Sunday 30 August 2015

Two days left

I am not quite sure how it happened, since it has been looming on my horizon for months, but somehow it has slunk up on me and <boo!> it's only two days until school starts.

Hardly earth-shattering, but it is for our little world. For this is cupcake's first ever "first day of school" and we both need a very deep breath and a tight hold on each other's hand. It has been an extremely rocky build-up over the past few weeks. With my adoptive-parent-sleuth hat on, I eventually unpicked it all and realised cupcake was convinced that when she started a new school, she would have to start another new family. After all, that's what happened the last time she left a nursery - a week later, she moved from foster care to me. All of her known people, places, smells and routines were gone at a stroke. Of course I had reams of notes to try and re-create laundry smells and daily patterns, but it's just building a handrail over a huge hole, isn't it? Better than not having something to cling to, but hardly the same.

I am stunned at how much she remembers of that as a sequence, given how tiny she was. But it was definitely what she was thinking. When I did a bit of artless wondering out loud, "I'm wondering whether these big feelings inside are because you're worried when you start big school, other things will change too? And I'm wondering whether we need to remember together that this will always be your home, and I will always be your mum?" Her eyes screwed up tight and she asked me whether Miss X, her new teacher, was going to be her new mummy. So much hurt and fear inside such a small, worried head. She has been clinging onto me like those woolly monkeys you see wrapped onto their mums. If she had a tail, that would be holding on to me too.

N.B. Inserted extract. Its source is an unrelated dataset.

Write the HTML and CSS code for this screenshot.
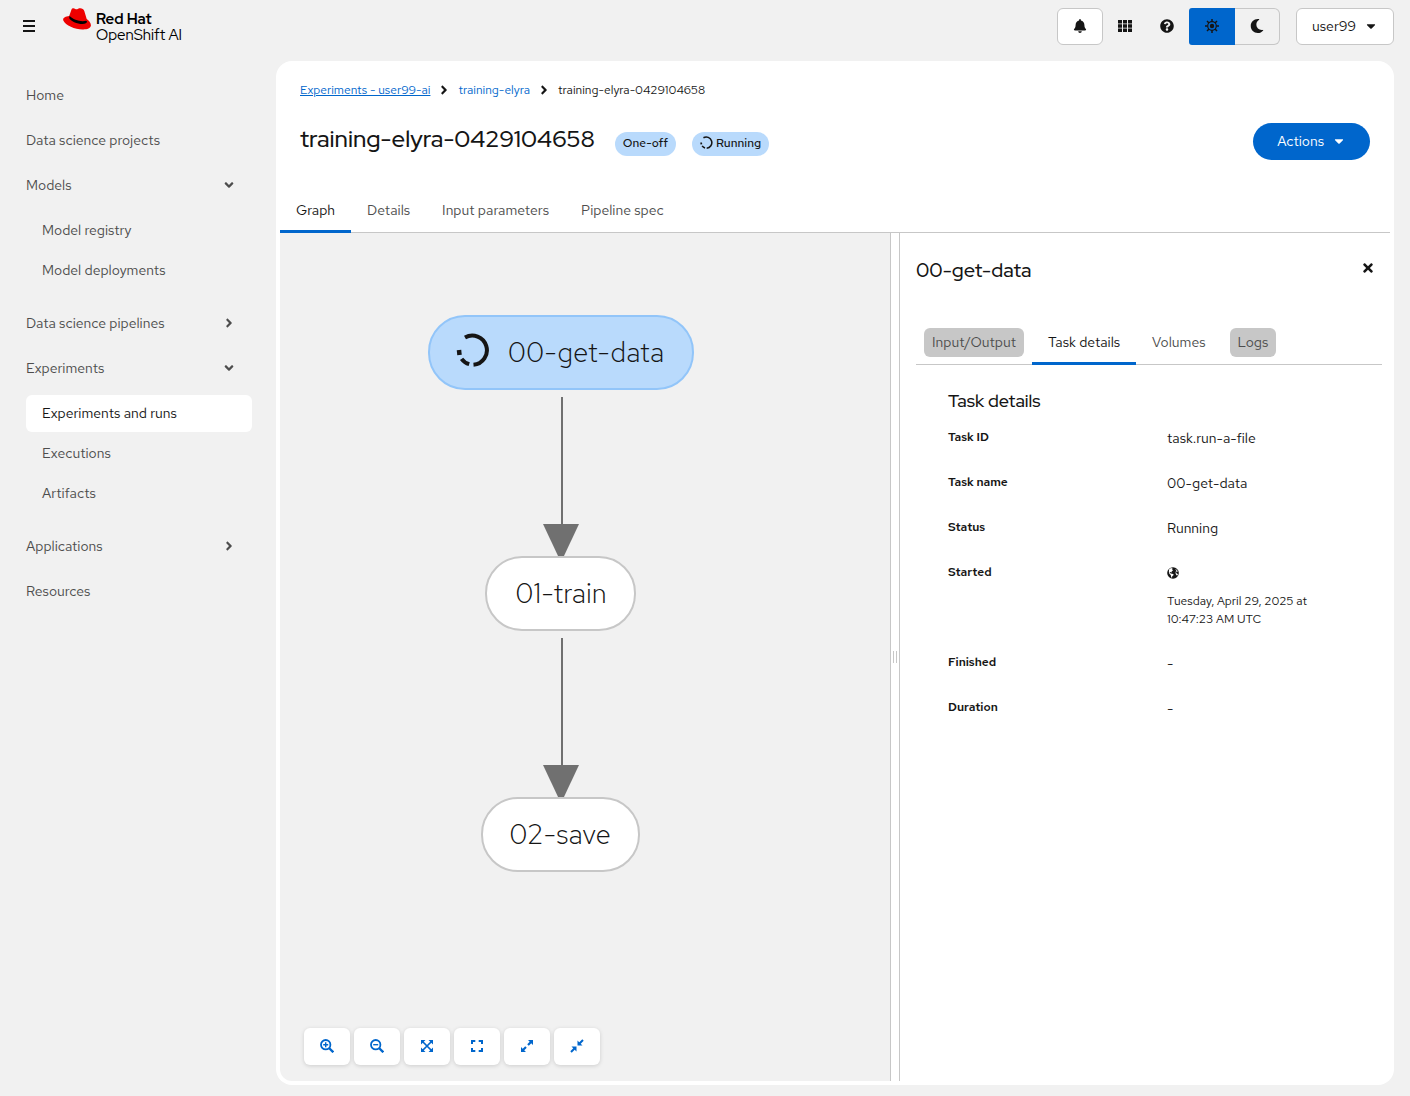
FILE: index.html
```html
<!DOCTYPE html>
<html lang="en">
<head>
    <meta charset="UTF-8">
    <meta name="viewport" content="width=device-width, initial-scale=1.0">
    <title>training-elyra-0429104658 | Red Hat OpenShift AI</title>
    <link rel="stylesheet" href="styles.css">
</head>
<body>
    <!-- icon set -->
    <svg class="sprite" aria-hidden="true">
        <symbol id="i-bars" viewBox="0 0 14 14"><path d="M1 2h12M1 7h12M1 12h12" stroke="currentColor" stroke-width="2"/></symbol>
        <symbol id="i-bell" viewBox="0 0 448 512"><path d="M224 512c35.32 0 63.97-28.65 63.97-64H160.03c0 35.35 28.65 64 63.97 64zm215.39-149.71c-19.32-20.76-55.47-51.99-55.47-154.29 0-77.7-54.48-139.9-127.94-155.16V32c0-17.67-14.32-32-31.98-32s-31.98 14.33-31.98 32v20.84C118.56 68.1 64.08 130.3 64.08 208c0 102.3-36.15 133.53-55.47 154.29-6 6.45-8.66 14.16-8.61 21.71.11 16.4 12.98 32 32.1 32h383.8c19.12 0 32-15.6 32.1-32 .05-7.55-2.61-15.27-8.61-21.71z"/></symbol>
        <symbol id="i-th" viewBox="0 0 14 14"><path d="M0 1h4v3.400H0zM5 1h4v3.400H5zM10 1h4v3.400h-4zM0 5.300h4v3.400H0zM5 5.300h4v3.400H5zM10 5.300h4v3.400h-4zM0 9.600h4V13H0zM5 9.600h4V13H5zM10 9.600h4V13h-4z"/></symbol>
        <symbol id="i-help" viewBox="0 0 512 512"><path d="M504 256c0 136.997-111.043 248-248 248S8 392.997 8 256C8 119.083 119.043 8 256 8s248 111.083 248 248zM262.655 90c-54.497 0-89.255 22.957-116.549 63.758-3.536 5.286-2.353 12.415 2.715 16.258l34.699 26.31c5.205 3.947 12.621 3.008 16.665-2.122 17.864-22.658 30.113-35.797 57.303-35.797 20.429 0 45.698 13.148 45.698 32.958 0 14.976-12.363 22.667-32.534 33.976C247.128 238.528 216 254.941 216 296v4c0 6.627 5.373 12 12 12h56c6.627 0 12-5.373 12-12v-1.333c0-28.462 83.186-29.647 83.186-106.667 0-58.002-60.165-102-116.531-102zM256 338c-25.365 0-46 20.635-46 46 0 25.364 20.635 46 46 46s46-20.636 46-46c0-25.365-20.635-46-46-46z"/></symbol>
        <symbol id="i-sun" viewBox="0 0 14 14"><circle cx="7" cy="7" r="2.200"/><circle cx="7" cy="7" r="4.300" fill="none" stroke="currentColor" stroke-width="1.200"/><path d="M7 0v2.500M7 11.500V14M0 7h2.500M11.500 7H14M2 2l2 2M10 10l2 2M12 2l-2 2M4 10l-2 2" stroke="currentColor" stroke-width="1.500"/></symbol>
        <symbol id="i-moon" viewBox="0 0 512 512"><path d="M283.211 512c78.962 0 151.079-35.925 198.857-94.792 7.068-8.708-.639-21.43-11.562-19.35-124.203 23.654-238.262-71.576-238.262-196.954 0-72.222 38.662-138.635 101.498-174.394 9.686-5.512 7.25-20.197-3.756-22.23A258.156 258.156 0 0 0 283.211 0c-141.309 0-256 114.511-256 256 0 141.309 114.511 256 256 256z"/></symbol>
        <symbol id="i-caret" viewBox="0 0 320 512"><path d="M31.3 192h257.3c17.8 0 26.7 21.5 14.1 34.1L174.1 354.8c-7.8 7.8-20.5 7.8-28.3 0L17.2 226.1C4.6 213.5 13.5 192 31.3 192z"/></symbol>
        <symbol id="i-right" viewBox="0 0 256 512"><path d="M224.3 273l-136 136c-9.4 9.4-24.6 9.4-33.9 0l-22.6-22.6c-9.4-9.4-9.4-24.6 0-33.9l96.4-96.4-96.4-96.4c-9.4-9.4-9.4-24.6 0-33.9L54.3 103c9.4-9.4 24.6-9.4 33.9 0l136 136c9.5 9.4 9.5 24.6.1 34z"/></symbol>
        <symbol id="i-down" viewBox="0 0 320 512"><path d="M143 352.3L7 216.3c-9.4-9.4-9.4-24.6 0-33.9l22.6-22.6c9.4-9.4 24.6-9.4 33.9 0l96.4 96.4 96.4-96.4c9.4-9.4 24.6-9.4 33.9 0l22.6 22.6c9.4 9.4 9.4 24.6 0 33.9l-136 136c-9.2 9.4-24.4 9.4-33.8 0z"/></symbol>
        <symbol id="i-times" viewBox="0 0 352 512"><path d="M242.72 256l100.07-100.07c12.28-12.28 12.28-32.19 0-44.48l-22.24-22.24c-12.28-12.28-32.19-12.28-44.48 0L176 189.28 75.93 89.21c-12.28-12.28-32.19-12.28-44.48 0L9.21 111.45c-12.28 12.28-12.28 32.19 0 44.48L109.28 256 9.21 356.07c-12.28 12.28-12.28 32.19 0 44.48l22.24 22.24c12.28 12.28 32.2 12.28 44.48 0L176 322.72l100.07 100.07c12.28 12.28 32.2 12.28 44.48 0l22.24-22.24c12.28-12.28 12.28-32.19 0-44.48L242.72 256z"/></symbol>
        <symbol id="i-globe" viewBox="0 0 12 12"><circle cx="6" cy="6" r="5.800"/><path d="M2 2.600l2-1.500 1.600.3-.4 1.300 1 .6-1.400 1-.2 1.200-1.400-.6-.6.7 1.200.8 2.400.6.5 1-1.500 1.200-.2 2-1-1.600-.2-1.600-1.300-1.100-.6-2zM8 2l2 1 .9 1.800-1.300-.3-.6 1 1 1.300 1 .2-.6 1.500-1-.2-.8-1.700.1-1.800.8-1z" fill="#fff"/></symbol>
        <symbol id="i-progress" viewBox="0 0 34 34"><g fill="none" stroke="currentColor" stroke-width="4"><path d="M9 4.600a14.600 14.600 0 1 1 8.500 27.200"/><path d="M13.200 31.200a14.500 14.500 0 0 1-7.600-5.400"/><path d="M3.500 22l-.5-5" stroke-width="4.500"/></g></symbol>
        <symbol id="i-zoom-in" viewBox="0 0 14 14"><g fill="none" stroke="currentColor"><circle cx="5.700" cy="5.700" r="4.700" stroke-width="1.800"/><path d="M3.200 5.700h5M5.700 3.200v5" stroke-width="1.400"/><path d="M9 9l4.300 4.300" stroke-width="2.300"/></g></symbol>
        <symbol id="i-zoom-out" viewBox="0 0 14 14"><g fill="none" stroke="currentColor"><circle cx="5.700" cy="5.700" r="4.700" stroke-width="1.800"/><path d="M3.200 5.700h5" stroke-width="1.400"/><path d="M9 9l4.300 4.300" stroke-width="2.300"/></g></symbol>
        <symbol id="i-fit" viewBox="0 0 14 14"><path d="M1 1h4.500L1 5.500zM13 1v4.500L8.500 1zM1 13V8.500L5.500 13zM13 13H8.500L13 8.500z"/><path d="M2.500 2.500l9 9M11.500 2.500l-9 9" stroke="currentColor" stroke-width="1.700"/></symbol>
        <symbol id="i-reset" viewBox="0 0 14 14"><path d="M2 5V2h3.300M8.700 2H12v3M12 9v3H8.700M5.300 12H2V9" fill="none" stroke="currentColor" stroke-width="2"/></symbol>
        <symbol id="i-expand" viewBox="0 0 14 14"><path d="M13 1v5L8 1zM1 13V8l5 5z"/><path d="M11.500 2.500L8 6M6 8l-3.500 3.500" stroke="currentColor" stroke-width="2.200"/></symbol>
        <symbol id="i-collapse" viewBox="0 0 14 14"><path d="M7.500 6.500v-5l5 5zM6.500 7.500v5l-5-5z"/><path d="M13 1L9 5M5 9l-4 4" stroke="currentColor" stroke-width="2"/></symbol>
    </svg>

    <header class="masthead">
        <button class="plain-btn menu-btn" aria-label="Toggle navigation"><svg class="icon"><use href="#i-bars"/></svg></button>
        <a class="brand" href="#">
            <svg class="brand-hat" viewBox="0 0 28 22" aria-hidden="true">
                <path fill="#e00" d="M8.500 1.500C9.500-.2 11 .3 12.300 1c1 .5 1.700.3 2.800-.3 2.500-1 5.300-.3 6.200 2.300l2.400 8c2.300 1.700 4.500 4.100 4.200 6.600-.4 3-4.200 4.100-8.400 3.900C12 21.200 2.400 17.400.3 12.400-.5 10 2.200 8.300 6.200 8z"/>
                <path d="M6.600 8c3.600 3.800 11.600 6.200 16.400 4.700l1.100.8c-.2 1.500-1.700 2.500-4.600 2.500-5.500 0-12-2.900-13.300-6.100z"/>
            </svg>
            <span class="brand-text">
                <strong>Red Hat</strong>
                <span>OpenShift AI</span>
            </span>
        </a>
        <div class="masthead-tools">
            <button class="boxed-btn" aria-label="Notifications"><svg class="icon"><use href="#i-bell"/></svg></button>
            <button class="plain-btn" aria-label="Applications"><svg class="icon"><use href="#i-th"/></svg></button>
            <button class="plain-btn" aria-label="Help"><svg class="icon"><use href="#i-help"/></svg></button>
            <div class="theme-toggle">
                <button class="active" aria-label="Light theme"><svg class="icon"><use href="#i-sun"/></svg></button>
                <button aria-label="Dark theme"><svg class="icon"><use href="#i-moon"/></svg></button>
            </div>
            <button class="boxed-btn user-btn">user99 <svg class="icon"><use href="#i-caret"/></svg></button>
        </div>
    </header>

    <div class="page">
        <nav class="sidebar">
            <a class="nav-link" href="#">Home</a>
            <a class="nav-link" href="#">Data science projects</a>
            <button class="nav-link" aria-expanded="true">Models <svg class="icon"><use href="#i-down"/></svg></button>
            <div class="nav-sub">
                <a class="nav-link" href="#">Model registry</a>
                <a class="nav-link" href="#">Model deployments</a>
            </div>
            <button class="nav-link" aria-expanded="false">Data science pipelines <svg class="icon"><use href="#i-right"/></svg></button>
            <button class="nav-link" aria-expanded="true">Experiments <svg class="icon"><use href="#i-down"/></svg></button>
            <div class="nav-sub">
                <a class="nav-link current" href="#">Experiments and runs</a>
                <a class="nav-link" href="#">Executions</a>
                <a class="nav-link" href="#">Artifacts</a>
            </div>
            <button class="nav-link" aria-expanded="false">Applications <svg class="icon"><use href="#i-right"/></svg></button>
            <a class="nav-link" href="#">Resources</a>
        </nav>

        <main class="content">
            <div class="content-head">
                <div class="breadcrumb">
                    <a class="hovered" href="#">Experiments - user99-ai</a>
                    <svg class="icon"><use href="#i-right"/></svg>
                    <a href="#">training-elyra</a>
                    <svg class="icon"><use href="#i-right"/></svg>
                    <span>training-elyra-0429104658</span>
                </div>
                <div class="title-row">
                    <h1>training-elyra-0429104658</h1>
                    <span class="label">One-off</span>
                    <span class="label"><svg class="icon"><use href="#i-progress"/></svg>Running</span>
                    <button class="actions-btn">Actions <svg class="icon"><use href="#i-caret"/></svg></button>
                </div>
            </div>

            <div class="tabs" role="tablist">
                <button class="tab active" role="tab"><span>Graph</span></button>
                <button class="tab" role="tab"><span>Details</span></button>
                <button class="tab" role="tab"><span>Input parameters</span></button>
                <button class="tab" role="tab"><span>Pipeline spec</span></button>
            </div>

            <div class="drawer">
                <div class="canvas">
                    <svg class="graph" role="img" aria-label="Pipeline graph">
                        <g class="edge">
                            <path d="M282 164v130" /><path class="arrow" d="M263 291h36l-16 34h-4z"/>
                            <path d="M282 405v130" /><path class="arrow" d="M263 532h36l-16 34h-4z"/>
                        </g>
                        <g class="node running">
                            <rect x="149" y="83" width="264" height="73" rx="36"/>
                            <svg x="176" y="100" width="34" height="34"><use href="#i-progress"/></svg>
                            <text x="306" y="129">00-get-data</text>
                        </g>
                        <g class="node">
                            <rect x="206" y="324" width="149" height="73" rx="36"/>
                            <text x="281" y="370">01-train</text>
                        </g>
                        <g class="node">
                            <rect x="202" y="565" width="157" height="73" rx="36"/>
                            <text x="280" y="611">02-save</text>
                        </g>
                    </svg>
                    <div class="canvas-tools">
                        <button aria-label="Zoom in"><svg class="icon"><use href="#i-zoom-in"/></svg></button>
                        <button aria-label="Zoom out"><svg class="icon"><use href="#i-zoom-out"/></svg></button>
                        <button aria-label="Fit to screen"><svg class="icon"><use href="#i-fit"/></svg></button>
                        <button aria-label="Reset view"><svg class="icon"><use href="#i-reset"/></svg></button>
                        <button aria-label="Expand all"><svg class="icon"><use href="#i-expand"/></svg></button>
                        <button aria-label="Collapse all"><svg class="icon"><use href="#i-collapse"/></svg></button>
                    </div>
                </div>

                <div class="splitter" role="separator"><span class="grip"></span></div>

                <aside class="panel">
                    <div class="panel-head">
                        <h2>00-get-data</h2>
                        <button class="close-btn" aria-label="Close"><svg class="icon"><use href="#i-times"/></svg></button>
                    </div>
                    <div class="tabs" role="tablist">
                        <button class="tab disabled" role="tab" disabled><span>Input/Output</span></button>
                        <button class="tab active" role="tab"><span>Task details</span></button>
                        <button class="tab" role="tab"><span>Volumes</span></button>
                        <button class="tab disabled" role="tab" disabled><span>Logs</span></button>
                    </div>
                    <section class="task">
                        <h3>Task details</h3>
                        <dl>
                            <dt>Task ID</dt>
                            <dd>task.run-a-file</dd>
                            <dt>Task name</dt>
                            <dd>00-get-data</dd>
                            <dt>Status</dt>
                            <dd>Running</dd>
                            <dt>Started</dt>
                            <dd>
                                <svg class="icon globe"><use href="#i-globe"/></svg>
                                <time>Tuesday, April 29, 2025 at <br>10:47:23 AM UTC</time>
                            </dd>
                            <dt>Finished</dt>
                            <dd>-</dd>
                            <dt>Duration</dt>
                            <dd>-</dd>
                        </dl>
                    </section>
                </aside>
            </div>
        </main>
    </div>
</body>
</html>
```
FILE: styles.css
```css
* {
    margin: 0;
    padding: 0;
    box-sizing: border-box;
}

body {
    min-height: 100vh;
    display: flex;
    flex-direction: column;
    background-color: #f1f1f1;
    color: #151515;
    font-family: "Red Hat Text", Inter, sans-serif;
    font-size: 14px;
    font-weight: 400;
    line-height: 21px;
}

button {
    border: none;
    background: none;
    color: inherit;
    font: inherit;
    cursor: pointer;
}

a {
    color: #0066cc;
    text-decoration: none;
}

.sprite {
    position: absolute;
    width: 0;
    height: 0;
}

.icon {
    width: 14px;
    height: 14px;
    flex: none;
    margin-bottom: 1px;
    fill: currentColor;
}

/* masthead */
.masthead {
    display: flex;
    align-items: flex-start;
    padding: 8px 16px 16px 8px;
}

.plain-btn,
.boxed-btn,
.theme-toggle button {
    height: 37px;
    display: flex;
    align-items: center;
    justify-content: center;
}

.plain-btn {
    width: 40px;
}

.menu-btn {
    width: 42px;
}

.boxed-btn {
    width: 46px;
    background-color: #fff;
    border: 1px solid #c7c7c7;
    border-radius: 6px;
}

.brand {
    display: flex;
    gap: 5px;
    margin-left: 13px;
    color: #000;
}

.brand-hat {
    width: 28px;
    height: 22px;
}

.brand-text {
    display: flex;
    flex-direction: column;
    padding-top: 3px;
    font-family: "Red Hat Display", "Red Hat Text", Inter, sans-serif;
    font-size: 15px;
    line-height: 16px;
}

.masthead-tools {
    display: flex;
    gap: 2px;
    margin-left: auto;
}

.theme-toggle {
    display: flex;
}

.theme-toggle button {
    width: 45px;
    border: 1px solid #c7c7c7;
    border-left: none;
    border-radius: 0 6px 6px 0;
}

.theme-toggle button.active {
    width: 46px;
    background-color: #0066cc;
    border: none;
    border-radius: 3px 0 0 3px;
}

.user-btn {
    width: auto;
    gap: 8px;
    margin-left: 14px;
    padding: 0 15px;
}

/* layout */
.page {
    flex: 1;
    display: flex;
    padding: 0 16px 11px 10px;
}

.sidebar {
    width: 242px;
    flex: none;
    display: flex;
    flex-direction: column;
    gap: 8px;
    margin-right: 24px;
    padding-top: 16px;
}

.nav-link {
    display: flex;
    align-items: center;
    justify-content: space-between;
    padding: 8px 16px;
    border-radius: 6px;
    color: #4d4d4d;
    text-align: left;
}

.nav-sub {
    display: flex;
    flex-direction: column;
    gap: 3px;
    padding: 0 0 8px 16px;
}

.nav-link.current {
    background-color: #fff;
    color: #151515;
}

.content {
    flex: 1;
    min-width: 0;
    display: flex;
    flex-direction: column;
    padding: 4px;
    background-color: #fff;
    border-radius: 16px;
}

.content-head {
    padding: 16px 20px 28px;
}

.breadcrumb {
    display: flex;
    align-items: center;
    gap: 7px;
    font-size: 12px;
    line-height: 18px;
}

.breadcrumb .hovered {
    text-decoration: underline;
}

.title-row {
    display: flex;
    align-items: center;
    gap: 16px;
    margin-top: 24px;
}

h1,
h2,
h3 {
    font-family: "Red Hat Display", "Red Hat Text", Inter, sans-serif;
    font-weight: 500;
}

h1 {
    padding: 0 4px 6px 0;
    font-size: 24px;
    line-height: 31px;
}

.label {
    display: flex;
    align-items: center;
    gap: 3px;
    margin-top: 4px;
    padding: 2px 8px 4px;
    background-color: #b9dafc;
    border-radius: 12px;
    font-size: 12px;
    font-weight: 500;
    line-height: 18px;
}

.label .icon {
    width: 13px;
    height: 13px;
}

.actions-btn {
    display: flex;
    align-items: center;
    gap: 8px;
    margin-left: auto;
    padding: 8px 24px;
    background-color: #0066cc;
    border-radius: 19px;
    color: #fff;
}

/* tabs */
.tabs {
    display: flex;
    border-bottom: 1px solid #c7c7c7;
}

.tab {
    margin-bottom: -1px;
    padding: 8px 8px 5px;
    border-bottom: 3px solid transparent;
    color: #4d4d4d;
}

.tab span {
    display: block;
    padding: 4px 8px;
    border-radius: 6px;
}

.tab.active {
    border-bottom-color: #0066cc;
    color: #151515;
}

.tab.disabled span {
    background-color: #c7c7c7;
}

/* graph and drawer */
.drawer {
    flex: 1;
    display: flex;
}

.canvas {
    flex: 1;
    position: relative;
    background-color: #f1f1f1;
    border-radius: 0 0 0 12px;
}

.graph {
    display: block;
    width: 100%;
    height: 100%;
    min-height: 720px;
}

.node rect {
    fill: #fff;
    stroke: #c7c7c7;
    stroke-width: 2;
}

.node.running rect {
    fill: #b9dafc;
    stroke: #92c5f9;
}

.node text {
    fill: #151515;
    font-size: 28px;
    font-weight: 300;
    text-anchor: middle;
}

.edge path {
    stroke: #707070;
    stroke-width: 2;
}

.edge .arrow {
    fill: #707070;
    stroke: none;
}

.canvas-tools {
    position: absolute;
    bottom: 16px;
    left: 24px;
    display: flex;
    gap: 4px;
}

.canvas-tools button {
    width: 46px;
    height: 37px;
    display: flex;
    align-items: center;
    justify-content: center;
    background-color: #fff;
    border-radius: 6px;
    box-shadow: 0 1px 4px rgba(0, 0, 0, 0.15);
    color: #0066cc;
}

.splitter {
    width: 10px;
    display: flex;
    align-items: center;
    justify-content: center;
    border: 1px solid #c7c7c7;
    border-width: 0 1px;
}

.grip {
    width: 4px;
    height: 12px;
    border: 1px solid #c7c7c7;
    border-width: 0 1px;
}

.panel {
    width: 490px;
    padding: 16px 8px 16px 16px;
}

.panel-head {
    display: flex;
    align-items: flex-start;
    justify-content: space-between;
    margin-bottom: 34px;
}

h2 {
    padding-top: 8px;
    font-size: 20px;
    line-height: 26px;
}

.close-btn {
    width: 28px;
    height: 37px;
    display: flex;
    align-items: center;
    justify-content: center;
}

.close-btn .icon {
    margin: 0;
}

.task {
    padding: 24px 32px;
}

h3 {
    font-size: 18px;
    line-height: 24px;
}

dl {
    display: grid;
    grid-template-columns: 1fr 1fr;
    gap: 24px 36px;
    margin-top: 15px;
}

dt {
    font-size: 12px;
    font-weight: 600;
    line-height: 18px;
}

.globe {
    display: block;
    width: 12px;
    height: 12px;
    margin: 4px 0 13px;
}

time {
    display: block;
    padding-bottom: 1px;
    font-size: 12px;
    line-height: 18px;
}
```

I think she half-believes me that we're stuck with each other for good. But it's the one and only reason I am looking forward to term starting - then I will be able to prove to her that we come home again. In the meantime, she is too anxious to want to leave the house at all. Or sometimes she wants to try, so we head out for a walk, but the panic kicks in when we get to the bend in the road and she can't look back and see our house any more. No amount of rocking, stroking, soothing and singing can do more than damp down the fears for a bit.

The absolute last thing she wants for these next two days are escapades or special treats. She needs everything the same, no excitement (because that feels too close to fear), and days that are as close to completely predictable as I can manage. And I can do that, and I can soothe her and carry her fifty times a day if she needs it. But it makes me hurt for her, for yet another way that she's showing me her world inside is so different to what you'd wish for any child. I have to believe that every day is another tiny fragment of building her a new foundation, even if I can't see yet how to put them together.